■ **Brief**
Restate each of the lines below word for word and drop every picture.

■ **Supplied data**
◆ ◆ ◆ ◆ ◆

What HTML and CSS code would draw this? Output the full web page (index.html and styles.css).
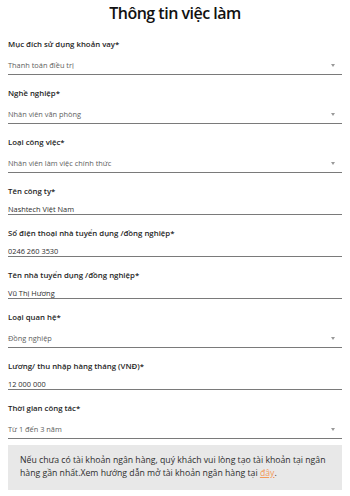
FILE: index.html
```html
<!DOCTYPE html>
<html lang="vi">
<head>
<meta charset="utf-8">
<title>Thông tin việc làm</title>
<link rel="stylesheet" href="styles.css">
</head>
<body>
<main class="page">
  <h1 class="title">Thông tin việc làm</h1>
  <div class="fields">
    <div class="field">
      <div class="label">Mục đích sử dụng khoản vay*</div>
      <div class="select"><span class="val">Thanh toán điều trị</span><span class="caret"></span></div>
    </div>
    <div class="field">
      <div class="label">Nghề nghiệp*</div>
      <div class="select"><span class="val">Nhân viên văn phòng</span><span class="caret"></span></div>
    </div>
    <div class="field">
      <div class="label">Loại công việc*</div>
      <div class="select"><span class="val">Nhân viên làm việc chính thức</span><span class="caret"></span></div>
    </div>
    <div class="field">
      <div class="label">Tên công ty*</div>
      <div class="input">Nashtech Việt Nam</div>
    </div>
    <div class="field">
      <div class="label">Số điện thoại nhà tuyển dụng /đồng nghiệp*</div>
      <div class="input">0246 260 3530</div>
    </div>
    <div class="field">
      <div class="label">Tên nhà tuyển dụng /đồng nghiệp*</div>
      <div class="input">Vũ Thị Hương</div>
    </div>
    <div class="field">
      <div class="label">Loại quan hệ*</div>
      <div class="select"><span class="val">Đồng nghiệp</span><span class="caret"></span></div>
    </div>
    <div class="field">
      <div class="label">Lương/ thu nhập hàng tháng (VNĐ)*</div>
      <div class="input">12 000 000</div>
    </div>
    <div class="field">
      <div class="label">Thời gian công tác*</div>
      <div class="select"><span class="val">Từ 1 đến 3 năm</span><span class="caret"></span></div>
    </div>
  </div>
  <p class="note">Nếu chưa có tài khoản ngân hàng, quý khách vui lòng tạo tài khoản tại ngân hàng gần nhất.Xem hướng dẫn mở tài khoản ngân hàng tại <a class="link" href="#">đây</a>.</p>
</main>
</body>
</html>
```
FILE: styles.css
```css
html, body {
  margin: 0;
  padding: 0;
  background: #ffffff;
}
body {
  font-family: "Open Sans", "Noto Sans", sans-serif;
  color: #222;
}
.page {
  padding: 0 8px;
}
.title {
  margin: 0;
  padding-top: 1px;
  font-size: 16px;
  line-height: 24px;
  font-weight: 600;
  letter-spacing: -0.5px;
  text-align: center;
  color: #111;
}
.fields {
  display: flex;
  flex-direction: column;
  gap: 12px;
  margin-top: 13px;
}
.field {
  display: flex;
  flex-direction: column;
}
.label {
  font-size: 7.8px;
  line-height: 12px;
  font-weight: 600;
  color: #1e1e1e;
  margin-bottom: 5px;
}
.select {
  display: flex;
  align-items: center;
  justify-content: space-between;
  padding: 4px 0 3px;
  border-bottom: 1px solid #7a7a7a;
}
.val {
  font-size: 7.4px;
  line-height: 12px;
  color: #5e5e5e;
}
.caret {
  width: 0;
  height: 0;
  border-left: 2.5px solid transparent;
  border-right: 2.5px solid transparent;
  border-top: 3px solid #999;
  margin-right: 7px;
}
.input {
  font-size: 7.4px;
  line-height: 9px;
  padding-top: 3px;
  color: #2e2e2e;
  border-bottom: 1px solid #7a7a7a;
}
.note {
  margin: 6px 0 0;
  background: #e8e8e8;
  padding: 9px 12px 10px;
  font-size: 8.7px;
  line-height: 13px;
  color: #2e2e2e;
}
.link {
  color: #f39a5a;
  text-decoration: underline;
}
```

◆ ◆ ◆ ◆ ◆

■ **The solution**
What HTML and CSS code would draw this? Output the full web page (index.html and styles.css).
FILE: index.html
```html
<!DOCTYPE html>
<html lang="vi">
<head>
<meta charset="utf-8">
<title>Thông tin việc làm</title>
<link rel="stylesheet" href="styles.css">
</head>
<body>
<main class="page">
  <h1 class="title">Thông tin việc làm</h1>
  <div class="fields">
    <div class="field">
      <div class="label">Mục đích sử dụng khoản vay*</div>
      <div class="select"><span class="val">Thanh toán điều trị</span><span class="caret"></span></div>
    </div>
    <div class="field">
      <div class="label">Nghề nghiệp*</div>
      <div class="select"><span class="val">Nhân viên văn phòng</span><span class="caret"></span></div>
    </div>
    <div class="field">
      <div class="label">Loại công việc*</div>
      <div class="select"><span class="val">Nhân viên làm việc chính thức</span><span class="caret"></span></div>
    </div>
    <div class="field">
      <div class="label">Tên công ty*</div>
      <div class="input">Nashtech Việt Nam</div>
    </div>
    <div class="field">
      <div class="label">Số điện thoại nhà tuyển dụng /đồng nghiệp*</div>
      <div class="input">0246 260 3530</div>
    </div>
    <div class="field">
      <div class="label">Tên nhà tuyển dụng /đồng nghiệp*</div>
      <div class="input">Vũ Thị Hương</div>
    </div>
    <div class="field">
      <div class="label">Loại quan hệ*</div>
      <div class="select"><span class="val">Đồng nghiệp</span><span class="caret"></span></div>
    </div>
    <div class="field">
      <div class="label">Lương/ thu nhập hàng tháng (VNĐ)*</div>
      <div class="input">12 000 000</div>
    </div>
    <div class="field">
      <div class="label">Thời gian công tác*</div>
      <div class="select"><span class="val">Từ 1 đến 3 năm</span><span class="caret"></span></div>
    </div>
  </div>
  <p class="note">Nếu chưa có tài khoản ngân hàng, quý khách vui lòng tạo tài khoản tại ngân hàng gần nhất.Xem hướng dẫn mở tài khoản ngân hàng tại <a class="link" href="#">đây</a>.</p>
</main>
</body>
</html>
```
FILE: styles.css
```css
html, body {
  margin: 0;
  padding: 0;
  background: #ffffff;
}
body {
  font-family: "Open Sans", "Noto Sans", sans-serif;
  color: #222;
}
.page {
  padding: 0 8px;
}
.title {
  margin: 0;
  padding-top: 1px;
  font-size: 16px;
  line-height: 24px;
  font-weight: 600;
  letter-spacing: -0.5px;
  text-align: center;
  color: #111;
}
.fields {
  display: flex;
  flex-direction: column;
  gap: 12px;
  margin-top: 13px;
}
.field {
  display: flex;
  flex-direction: column;
}
.label {
  font-size: 7.8px;
  line-height: 12px;
  font-weight: 600;
  color: #1e1e1e;
  margin-bottom: 5px;
}
.select {
  display: flex;
  align-items: center;
  justify-content: space-between;
  padding: 4px 0 3px;
  border-bottom: 1px solid #7a7a7a;
}
.val {
  font-size: 7.4px;
  line-height: 12px;
  color: #5e5e5e;
}
.caret {
  width: 0;
  height: 0;
  border-left: 2.5px solid transparent;
  border-right: 2.5px solid transparent;
  border-top: 3px solid #999;
  margin-right: 7px;
}
.input {
  font-size: 7.4px;
  line-height: 9px;
  padding-top: 3px;
  color: #2e2e2e;
  border-bottom: 1px solid #7a7a7a;
}
.note {
  margin: 6px 0 0;
  background: #e8e8e8;
  padding: 9px 12px 10px;
  font-size: 8.7px;
  line-height: 13px;
  color: #2e2e2e;
}
.link {
  color: #f39a5a;
  text-decoration: underline;
}
```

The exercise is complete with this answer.